My darling idiot, my beloved fool –
Yes, you, you marvel of endearing pointlessness.
You amuse me! And my cows, who scream with milk you cannot, I fear, afford to drink!
Let the operation of my farm and livelihood cease to be any obstruction to the creation of this, your purported donkey masterpiece.
Enter the wife, laden with an instrument intended to head inwards down a protesting out-bound orifice. Knee deep in the dirt of two thousand years, she achieved a command of native tongue the rest of us might kneel to hear. Clearly, she had arranged for her husband to face a certain death in the mystery of the stables, which – given the amount of manure outside, seems more likely than the Hadron Collider to generate the black hole that will swallow us all.
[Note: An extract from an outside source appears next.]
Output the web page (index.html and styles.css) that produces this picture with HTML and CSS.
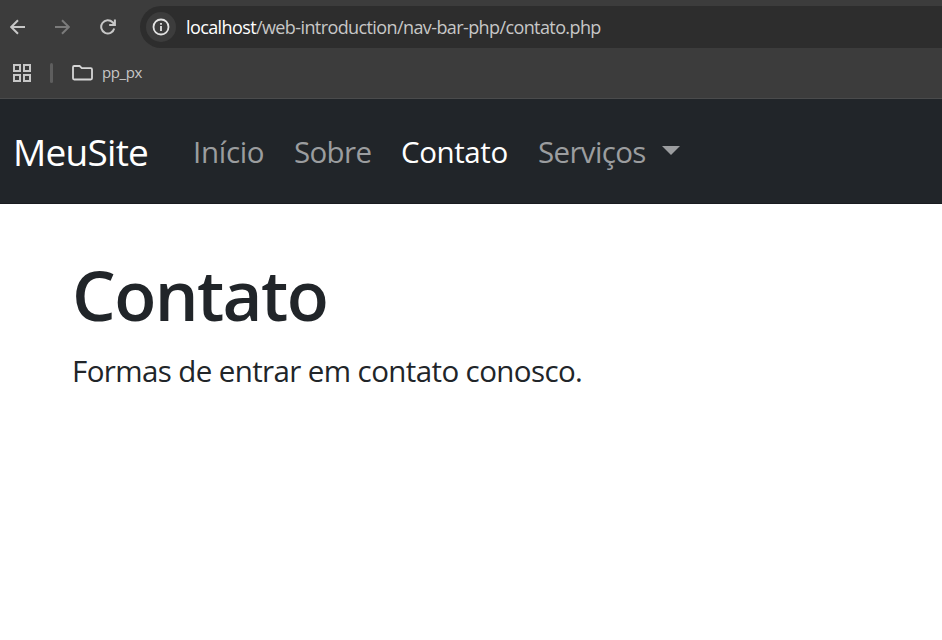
FILE: index.html
```html
<!DOCTYPE html>
<html lang="pt-BR">
<head>
<meta charset="utf-8">
<title>Contato</title>
<link rel="stylesheet" href="styles.css">
</head>
<body>
<header class="browser">
  <div class="toolbar">
    <svg class="icon back" viewBox="0 0 16 16"><path d="M15 8H1.5M8 1.2 1.2 8 8 14.8"/></svg>
    <svg class="icon forward" viewBox="0 0 16 16"><path d="M1 8h13.5M8 1.2 14.8 8 8 14.8"/></svg>
    <svg class="icon reload" viewBox="0 0 16 16"><path d="M14.2 9.5A6.6 6.6 0 1 1 12.6 3.3L14.4 5.2M14.9.5V6H9.2"/></svg>
    <div class="address">
      <span class="info"><svg viewBox="0 0 18 18"><circle cx="9" cy="9" r="7.5"/><path d="M9 8v5M9 5v1.8"/></svg></span>
      <span class="url"><b>localhost</b>/web-introduction/nav-bar-php/contato.php</span>
    </div>
  </div>
  <div class="bookmarks">
    <svg class="apps" viewBox="0 0 18 18"><path d="M1 1h6v6H1zM11 1h6v6h-6zM1 11h6v6H1zM11 11h6v6h-6z"/></svg>
    <span class="divider"></span>
    <svg class="folder" viewBox="0 0 21 16"><path d="M1 2.2Q1 1 2.2 1H7.6L9.8 3.2H18.8Q20 3.2 20 4.4V13.3Q20 14.5 18.8 14.5H2.2Q1 14.5 1 13.3Z"/></svg>
    <span class="bookmark">pp_px</span>
  </div>
</header>
<nav class="navbar">
  <a class="brand">MeuSite</a>
  <a class="link inicio">Início</a>
  <a class="link sobre">Sobre</a>
  <a class="link contato active">Contato</a>
  <a class="link servicos">Serviços</a>
  <span class="caret"></span>
</nav>
<main class="content">
  <h1>Contato</h1>
  <p>Formas de entrar em contato conosco.</p>
</main>
</body>
</html>
```
FILE: styles.css
```css
* { box-sizing: border-box; }
body { margin: 0; background: #fff; color: #212529; font-family: "Segoe UI", "Open Sans", "Noto Sans", sans-serif; white-space: nowrap; overflow: hidden; }
svg { display: block; fill: none; flex: none; }
.browser { height: 99px; background: #3c3c3c; border-bottom: 1px solid #4a4b4c; }
.toolbar { height: 54px; padding-left: 10px; display: flex; align-items: center; }
.icon { width: 16px; height: 16px; stroke: #c7c7c7; stroke-width: 2; }
.forward { margin-left: 28px; stroke: #7b7b7b; }
.reload { margin-left: 30px; }
.address { flex: 1; height: 42px; margin-left: 24px; padding-left: 6px; display: flex; align-items: center; background: #2d2d2d; border-radius: 21px 0 0 21px; }
.info { width: 30px; height: 30px; border-radius: 50%; background: #3c3c3c; display: flex; align-items: center; justify-content: center; }
.info svg { width: 18px; height: 18px; stroke: #e3e3e3; stroke-width: 1.8; }
.url { margin-left: 10px; font-size: 18px; line-height: 24px; letter-spacing: -0.6px; color: #c7c7c7; }
.url b { font-weight: 400; color: #fff; }
.bookmarks { height: 38px; padding-left: 13px; display: flex; align-items: center; }
.apps { width: 18px; height: 18px; stroke: #c7c7c7; stroke-width: 2; }
.divider { width: 3px; height: 20px; margin-left: 19px; border-radius: 2px; background: #5e5e5e; }
.folder { width: 21px; height: 16px; margin-left: 19px; stroke: #d6d6d6; stroke-width: 1.8; }
.bookmark { margin: 0 0 2px 9px; font-size: 15px; line-height: 20px; letter-spacing: -0.4px; color: #c7c7c7; }
.navbar { height: 105px; padding: 0 0 0 13px; display: flex; align-items: center; background: #212529; border-bottom: 1px solid #191c20; }
.brand { width: 180px; font-size: 37px; color: #fff; letter-spacing: -0.75px; }
.link { font-size: 29.5px; color: #9b9d9f; }
.inicio { width: 101px; letter-spacing: -0.3px; }
.sobre { width: 107px; letter-spacing: -0.65px; }
.contato { width: 137px; letter-spacing: -0.4px; }
.servicos { width: 124px; letter-spacing: -0.65px; }
.link.active { color: #fff; }
.caret { border: 9px solid transparent; border-top-color: #9b9d9f; border-bottom: 0; margin-bottom: 1px; }
.content { padding: 45px 72px 0; }
h1 { margin: 0; font-size: 69px; line-height: 90px; font-weight: 600; letter-spacing: -1.6px; }
p { margin: 9px 0 0; font-size: 29.5px; line-height: 45px; letter-spacing: -0.6px; }
```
If something is going to swallow us, why not a French dairy farm with a charming triad of donkeys, a sharp tongued milkmaid, and a bohemian cowherd in Wellingtons?
After a few minutes I realized the wife had a commanding grasp of regional colloquialisms which I felt blessed not to understand. They involved spitting and glaring and the wild flailing of her pipette was beginning to unnerve me.
Regardless, her gutteral response seemed to indicate that a sardonic field study of preposterous African travelers served as a worthless alibi for her husband, who should be doing something highly foolhardy to the livestock that bellowed from within the barn.
I travelled on, but not after taking a few more portraits of my friends the donkeys. Why are these creatures so underappreciated? They had a kindness and a quiet cuddliness, and a way of trying to eat my hat that was really quite endearing.
French donkeys – until we meet again, may you eat your thistles in good health.